Hot Runner vs Cold Runner
| System | Tooling Cost | Per-Part Cost | Best For |
|---|---|---|---|
| Cold runner | Lower | Higher (runner waste) | Low volume, simple parts |
| Hot runner | Higher (+$5,000–15,000) | Lower (no waste) | High volume, precision |
Hot runner eliminates runner material waste (15–30% savings on material), improves cycle consistency, and provides better gate control — but requires higher upfront tooling investment.
Hidden Cost Drivers
Runner scrap in cold systems (material waste). Post-processing (gate trimming, surface finishing). Machine utilization (longer cycles reduce output). Trial iterations from poor initial gate design.
Real Case Study
Part: ABS electronic housing, 2.5 mm wall thickness.
Before optimization: Single edge gate at corner. Long unbalanced flow path. Weld lines at screw bosses. Warpage causing assembly misalignment. Scrap 8–10%.
Root cause: Poor gate location creating unbalanced flow and pressure. Melt fronts meeting in functional areas.
Optimization: Dual edge gates (balanced layout). Gate moved closer to flow center. Gate cross-section increased ~20%. Validated with Moldflow simulation.
| Metric | Before | After |
|---|---|---|
| Flow pattern | Unbalanced | Uniform |
| Weld lines | At screw bosses | Non-functional areas |
| Warpage | High | Reduced 40–60% |
| Scrap rate | 8–10% | <2% |
| Cycle time | Baseline | Slightly improved |
Lesson: Gate design is not a minor detail — it’s the primary control point for flow, pressure, and defect formation. In many tooling projects, optimizing gate design delivers the highest ROI among all mold design changes.
Conclusion
The injection molding gate — despite being one of the smallest features in the mold — directly controls flow pattern, pressure distribution, defect formation, and cycle time. Gate type selection (edge for simplicity, pin for precision, hot runner for volume), gate sizing (0.5–0.8× wall thickness as baseline), and gate location (balanced flow, controlled weld lines, proper packing) together determine whether a mold produces consistent quality or predictable defects.
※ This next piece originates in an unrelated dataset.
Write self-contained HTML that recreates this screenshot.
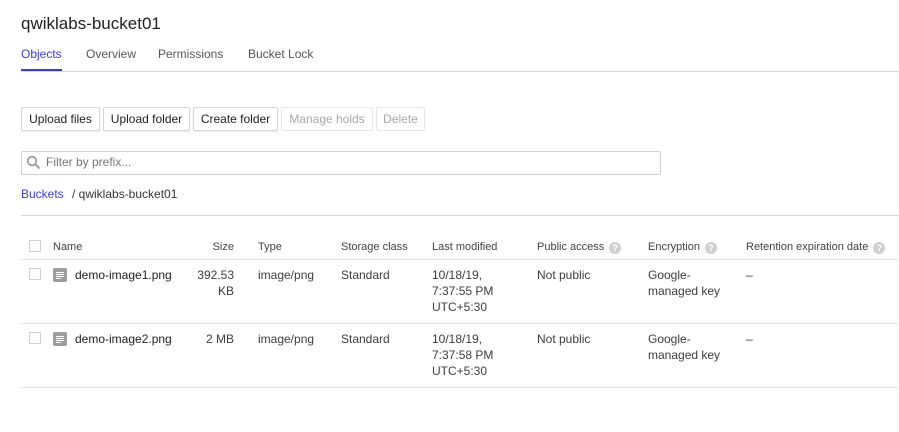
<!DOCTYPE html>
<html><head><style>
*{margin:0;padding:0;box-sizing:border-box}
body{width:899px;height:432px;background:#fff;font-family:"Liberation Sans",sans-serif;color:#212121;position:relative;overflow:hidden}
.a{position:absolute;white-space:nowrap}
.btn{position:absolute;top:107px;height:24px;border:1px solid #d6d6d6;border-radius:2px;background:#fff;font-size:12px;line-height:22px;text-align:center;color:#212121;box-shadow:0 1px 1px rgba(0,0,0,.08)}
.dis{color:#a8a8a8;border-color:#e6e6e6;box-shadow:none}
.hd{font-size:11px;color:#424242;top:241px}
.c{font-size:12px;line-height:16px;color:#3c3c3c}
.cb{position:absolute;width:12px;height:12px;border:1px solid #cfcfcf;border-radius:1px}
.hl{position:absolute;left:21px;width:877px;height:1px;background:#e0e0e0}
.q{display:inline-block;width:12px;height:12px;border-radius:50%;background:#cfcfcf;color:#fff;font-size:9px;line-height:12px;text-align:center;font-weight:bold;margin-left:5px;vertical-align:-1px}
.fi{position:absolute;width:14px;height:14px;border-radius:2px;background:#9e9e9e}
.fi i{position:absolute;left:3px;width:8px;height:1px;background:#fff}
</style></head><body>
<div class="a" style="left:21px;top:14px;font-size:17px;color:#202020">qwiklabs-bucket01</div>
<div class="a" style="left:21px;top:47px;font-size:12px;color:#3b3bd2">Objects</div>
<div class="a" style="left:86px;top:47px;font-size:12px;color:#555">Overview</div>
<div class="a" style="left:158px;top:47px;font-size:12px;color:#555">Permissions</div>
<div class="a" style="left:248px;top:47px;font-size:12px;color:#555">Bucket Lock</div>
<div class="a" style="left:21px;top:71px;width:878px;height:1px;background:#d6d6d6"></div>
<div class="a" style="left:21px;top:69px;width:41px;height:2px;background:#3b3bd2"></div>

<div class="btn" style="left:21px;width:79px">Upload files</div>
<div class="btn" style="left:103px;width:87px">Upload folder</div>
<div class="btn" style="left:193px;width:85px">Create folder</div>
<div class="btn dis" style="left:281px;width:92px">Manage holds</div>
<div class="btn dis" style="left:376px;width:49px">Delete</div>

<div class="a" style="left:21px;top:151px;width:640px;height:24px;border:1px solid #cfcfcf;border-radius:2px"></div>
<svg class="a" style="left:26px;top:155px" width="15" height="15" viewBox="0 0 15 15"><circle cx="6" cy="6" r="4.3" fill="none" stroke="#9e9e9e" stroke-width="1.8"/><path d="M9 9l4.5 4.5" stroke="#9e9e9e" stroke-width="2"/></svg>
<div class="a" style="left:46px;top:155px;font-size:12px;color:#757575">Filter by prefix...</div>

<div class="a" style="left:21px;top:187px;font-size:12px;color:#3b3bd2">Buckets</div>
<div class="a" style="left:72px;top:187px;font-size:12px;color:#333">/ qwiklabs-bucket01</div>
<div class="a" style="left:21px;top:215px;width:878px;height:1px;background:#d6d6d6"></div>

<div class="cb" style="left:29px;top:240px"></div>
<div class="a hd" style="left:53px">Name</div>
<div class="a hd" style="left:180px;width:54px;text-align:right">Size</div>
<div class="a hd" style="left:258px">Type</div>
<div class="a hd" style="left:341px">Storage class</div>
<div class="a hd" style="left:432px">Last modified</div>
<div class="a hd" style="left:537px">Public access<span class="q">?</span></div>
<div class="a hd" style="left:648px">Encryption<span class="q">?</span></div>
<div class="a hd" style="left:746px">Retention expiration date<span class="q">?</span></div>
<div class="hl" style="top:259px"></div>

<div class="cb" style="left:29px;top:268px"></div>
<div class="fi" style="left:53px;top:268px"><i style="top:4px"></i><i style="top:6px"></i><i style="top:8px"></i><i style="top:10px;width:5px"></i></div>
<div class="a c" style="left:75px;top:267px;color:#212121">demo-image1.png</div>
<div class="a c" style="left:180px;top:267px;width:54px;text-align:right">392.53<br>KB</div>
<div class="a c" style="left:258px;top:267px">image/png</div>
<div class="a c" style="left:341px;top:267px">Standard</div>
<div class="a c" style="left:432px;top:267px">10/18/19,<br>7:37:55 PM<br>UTC+5:30</div>
<div class="a c" style="left:537px;top:267px">Not public</div>
<div class="a c" style="left:648px;top:267px">Google-<br>managed key</div>
<div class="a c" style="left:746px;top:267px">–</div>
<div class="hl" style="top:323px"></div>

<div class="cb" style="left:29px;top:332px"></div>
<div class="fi" style="left:53px;top:332px"><i style="top:4px"></i><i style="top:6px"></i><i style="top:8px"></i><i style="top:10px;width:5px"></i></div>
<div class="a c" style="left:75px;top:331px;color:#212121">demo-image2.png</div>
<div class="a c" style="left:180px;top:331px;width:54px;text-align:right">2 MB</div>
<div class="a c" style="left:258px;top:331px">image/png</div>
<div class="a c" style="left:341px;top:331px">Standard</div>
<div class="a c" style="left:432px;top:331px">10/18/19,<br>7:37:58 PM<br>UTC+5:30</div>
<div class="a c" style="left:537px;top:331px">Not public</div>
<div class="a c" style="left:648px;top:331px">Google-<br>managed key</div>
<div class="a c" style="left:746px;top:331px">–</div>
<div class="hl" style="top:387px"></div>
</body></html>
Most first-trial quality issues trace to gate design decisions. Optimizing gate design early — before steel is cut — prevents the trial-and-error iterations that delay production and inflate tooling cost. Need help optimizing gate design for your injection molding program? [Contact our engineering team] for mold design review, flow simulation, and tooling support.
FAQ
What is an injection molding gate?
The small opening connecting the runner system to the mold cavity — the entry point for molten plastic. Controls flow direction, speed, packing pressure, and freeze-off timing. Despite its small size, it’s the single most influential feature in mold design.
What are the main gate types?
Edge gates (simple, robust, general purpose), pin gates (small mark, automatic degating, precision parts), and hot runner gates (no waste, precise control, high volume). Selection depends on part geometry, cosmetic requirements, and production volume.
How do you determine gate size?
Gate thickness ≈ 0.5–0.8× part wall thickness. Gate width 1–3× thickness. Too small → high pressure, short shots, burn marks. Too large → long cooling, visible marks. Validate with flow simulation and mold trials.
How does gate location affect quality?
Gate location determines the entire flow path through the cavity. Proper placement creates balanced filling, controlled weld line position, adequate venting, and uniform packing. Poor placement causes warpage, weld lines in functional areas, and air traps.
What defects come from poor gate design?
Flow marks, weld lines, burn marks, short shots, jetting, sink marks, and gate blush. Approximately 60% of first-trial mold defects trace to gate design issues — making gate optimization the highest-ROI activity in mold development.